А вот, слушайте, это я тоже прочту:
«Он навсегда запомнил тот миг, когда она полезла в папоротники и он понял, что теперь она никуда не уйдет, и вдруг сердце в груди его забилось медленными толчками и каждый опалял тело тревожным, сладко сгущающимся пламенем…
Как только она вошла в папоротник, он перестал ее видеть, но зато слышал ее теперь с удвоенной чуткостью. Он слышал хруст и шорох ее босых ног по высохшим прошлогодним стеблям папоротников и мягкий шелест живых, раздвигаемых руками папоротниковых веток.

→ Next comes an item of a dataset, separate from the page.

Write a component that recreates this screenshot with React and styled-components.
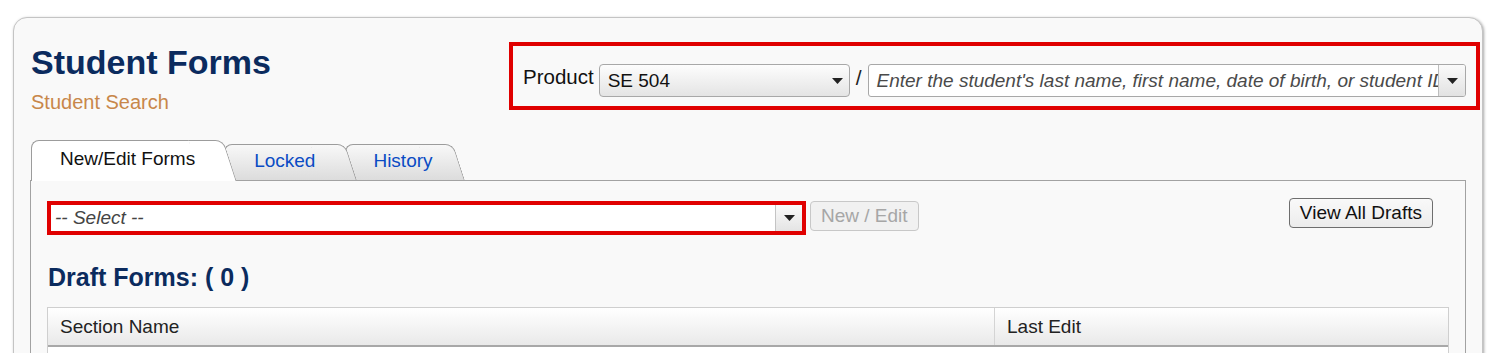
import React from 'react'
import styled, { createGlobalStyle } from 'styled-components'

const GlobalStyle = createGlobalStyle`
  body {
    margin: 0;
    background: #ffffff;
    font-family: "Liberation Sans", Arial, sans-serif;
  }
`

const Page = styled.div`
  padding: 17px 17px 0 13px;
`

const Panel = styled.div`
  background: #f9f9f9;
  border: 1px solid #c4c4c4;
  border-radius: 14px;
  box-shadow: 1px 1px 3px rgba(0, 0, 0, 0.35);
  padding: 0 16px 40px 16px;
`

const Header = styled.div`
  display: flex;
  justify-content: space-between;
  align-items: flex-start;
  padding: 24px 0 0 1px;
  margin-right: -14px;
`

const TitleBlock = styled.div`
  display: flex;
  flex-direction: column;
`

const Title = styled.h1`
  margin: 0;
  font-size: 34px;
  line-height: 40px;
  font-weight: bold;
  color: #0b2b5e;
`

const SubTitle = styled.div`
  margin-top: 8px;
  font-size: 20px;
  line-height: 24px;
  color: #c8874a;
`

const Highlight = styled.div`
  display: flex;
  align-items: center;
  border: 4px solid #e00000;
  padding: 18px 10px 9px 10px;
  width: 943px;
  gap: 5px;
`

const Label = styled.span`
  font-size: 20.5px;
  color: #111;
  margin-bottom: 7px;
`

const ProductSelect = styled.div`
  display: flex;
  align-items: center;
  justify-content: space-between;
  box-sizing: border-box;
  width: 251px;
  height: 33px;
  padding: 0 6px 0 8px;
  border: 1px solid #a8a8a8;
  border-radius: 4px;
  background: linear-gradient(#fdfdfd, #e4e4e4);
  font-size: 19px;
  color: #111;
`

const Slash = styled.span`
  font-size: 21px;
  color: #222;
  margin: 0 1px 6px 1px;
`

const Combo = styled.div`
  display: flex;
  flex: 1;
  min-width: 0;
  box-sizing: border-box;
  height: 33px;
  border: 1px solid #a8a8a8;
  border-radius: 3px;
  background: #fff;
  overflow: hidden;
`

const ComboText = styled.div`
  flex: 1;
  display: flex;
  align-items: center;
  padding-left: 8px;
  font-size: 19px;
  font-style: italic;
  color: #4a4a4a;
  white-space: nowrap;
  overflow: hidden;
`

const ComboButton = styled.div`
  flex: none;
  width: 26px;
  display: flex;
  align-items: center;
  justify-content: center;
  border-left: 1px solid #bdbdbd;
  background: linear-gradient(#fafafa, #e2e2e2);
`

const TabStrip = styled.div`
  display: flex;
  align-items: flex-end;
  margin-top: 26px;
  padding-left: 1px;
  height: 40px;
`

const Tab = styled.div`
  position: relative;
  z-index: ${(p) => p.$z};
  box-sizing: border-box;
  height: ${(p) => (p.$active ? 41 : 37)}px;
  margin-bottom: -1px;
  padding: 0 ${(p) => p.$right}px 4px ${(p) => p.$left}px;
  display: flex;
  align-items: center;
  font-size: 19px;
  color: ${(p) => (p.$active ? '#111' : '#0a4bc4')};

  &::before,
  &::after {
    content: '';
    position: absolute;
    top: 0;
    bottom: ${(p) => (p.$active ? 0 : 1)}px;
    z-index: -1;
    border-top: 1px solid #9c9c9c;
    background: ${(p) =>
      p.$active ? '#ffffff' : 'linear-gradient(#f8f8f8, #dcdcdc)'};
  }

  &::before {
    left: 0;
    right: 10px;
    border-left: 1px solid #9c9c9c;
    border-top-left-radius: 8px;
  }

  &::after {
    right: -6px;
    width: 34px;
    border-right: 1px solid #9c9c9c;
    border-top-right-radius: 8px;
    transform: skewX(18deg);
  }
`

const TabPanel = styled.div`
  border: 1px solid #a2a2a2;
  background: #f9f9f9;
  padding: 20px 16px 0 16px;
`

const ToolRow = styled.div`
  display: flex;
  align-items: flex-start;
  gap: 4px;
`

const RedSelect = styled.div`
  display: flex;
  width: 759px;
  height: 34px;
  box-sizing: border-box;
  border: 4px solid #e00000;
  background: #fff;
`

const SelectText = styled.div`
  flex: 1;
  display: flex;
  align-items: center;
  padding-left: 4px;
  font-size: 19px;
  font-style: italic;
  color: #444;
`

const SelectButton = styled.div`
  width: 26px;
  display: flex;
  align-items: center;
  justify-content: center;
  border-left: 1px solid #c4c4c4;
  background: linear-gradient(#fafafa, #e4e4e4);
`

const Button = styled.button`
  box-sizing: border-box;
  height: 30px;
  padding: 0 10px;
  font-family: inherit;
  font-size: 19px;
  border-radius: 4px;
  border: 1px solid ${(p) => (p.disabled ? '#c8c8c8' : '#6e6e6e')};
  color: ${(p) => (p.disabled ? '#a6a6a6' : '#111')};
  background: ${(p) => (p.disabled ? '#f1f1f1' : 'linear-gradient(#f9f9f9, #ececec)')};
  margin-top: ${(p) => p.$offset || 0}px;
  margin-right: ${(p) => p.$right || 0}px;
`

const Spacer = styled.div`
  flex: 1;
`

const SectionHeading = styled.h2`
  margin: 28px 0 0 1px;
  font-size: 25px;
  line-height: 28px;
  font-weight: bold;
  color: #0b2b5e;
`

const Table = styled.div`
  margin-top: 16px;
  border: 1px solid #cfcfcf;
  background: #fff;
`

const HeaderRow = styled.div`
  display: grid;
  grid-template-columns: 946px 1fr;
  height: 37px;
  border-bottom: 2px solid #a8a8a8;
  background: linear-gradient(#ffffff, #e9e9e9);
`

const HeaderCell = styled.div`
  display: flex;
  align-items: center;
  padding-left: 12px;
  font-size: 19px;
  color: #222;
  border-left: ${(p) => (p.$divider ? '1px solid #d4d4d4' : 'none')};
`

const BodyRow = styled.div`
  height: 40px;
`

const Arrow = () => (
  <svg width="11" height="6" viewBox="0 0 11 6">
    <path d="M0 0 L11 0 L5.5 6 Z" fill="#222" />
  </svg>
)

const App = () => {
  return (
    <Page>
      <GlobalStyle />
      <Panel>
        <Header>
          <TitleBlock>
            <Title>Student Forms</Title>
            <SubTitle>Student Search</SubTitle>
          </TitleBlock>
          <Highlight>
            <Label>Product</Label>
            <ProductSelect>
              <span>SE 504</span>
              <Arrow />
            </ProductSelect>
            <Slash>/</Slash>
            <Combo>
              <ComboText>
                Enter the student's last name, first name, date of birth, or student ID
              </ComboText>
              <ComboButton>
                <Arrow />
              </ComboButton>
            </Combo>
          </Highlight>
        </Header>

        <TabStrip>
          <Tab $active $z={3} $left={29} $right={29}>New/Edit Forms</Tab>
          <Tab $z={2} $left={30} $right={30}>Locked</Tab>
          <Tab $z={1} $left={28} $right={20}>History</Tab>
        </TabStrip>

        <TabPanel>
          <ToolRow>
            <RedSelect>
              <SelectText>-- Select --</SelectText>
              <SelectButton>
                <Arrow />
              </SelectButton>
            </RedSelect>
            <Button disabled>New / Edit</Button>
            <Spacer />
            <Button $offset={-3} $right={16}>View All Drafts</Button>
          </ToolRow>

          <SectionHeading>Draft Forms: ( 0 )</SectionHeading>

          <Table>
            <HeaderRow>
              <HeaderCell>Section Name</HeaderCell>
              <HeaderCell $divider>Last Edit</HeaderCell>
            </HeaderRow>
            <BodyRow />
          </Table>
        </TabPanel>
      </Panel>
    </Page>
  )
}

export default App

Звуки эти, все сильнее и сильнее волновавшие его, то замолкали, то уходили в сторону и все-таки неизменно поворачивали к нему, словно подчиняясь невидимой силе притяжения его страсти.
Вокруг него то здесь, то там раздавался хруст, иногда фырканье, иногда блеянье и всплеск колоколец бредущих в папоротниках коз, но сквозь все эти звуки он четко различал ее шаги и изредка слышал ее голос, поругивавший коз: “Чтоб вас волки!..” – и снова шорох шагов и шелест раздвигаемых веток. Когда она останавливалась, чтобы сообразить, как идти дальше, он вдруг слышал высоко в небе пенье жаворонков, наводившее на него какую-то странную, неуместную грусть.
Вдруг шаги ее замолкли, и тишина на этот раз длилась гораздо дольше, чем это надо для того, чтобы оглядеться и посмотреть, как двигаться дальше, чтобы опередить коз и повернуть их назад. Он никак не мог понять, что случилось, и сам пошел навстречу, почему-то стараясь ступать как можно тише.
Он прошел шагов пятнадцать, и там, где примерно ожидал, раздвинув высокие стебли папоротника, увидел ее.
Она сидела на траве и, изо всех сил изогнувшись и придерживая обеими руками ступню правой ноги, оскалившись и даже слегка урча, грызла большой палец ноги. Маленькая ведьма, мелькнуло у него в голове, прежде чем он сообразил, что это она старается извлечь занозу из ноги. Вдруг она подняла голову и исподлобья посмотрела на него… Она просто сказала:
– Это ты?
…
– А что ты здесь искал? – спросила она.
…
– Тебя, – сказал он и, сделав еще один шаг, остановился».
Вот это чувство сгущающейся полноты счастья дай бог нам всем испытать, как мы испытываем это сегодня. Спасибо вам, ребята. Пока, до скорого!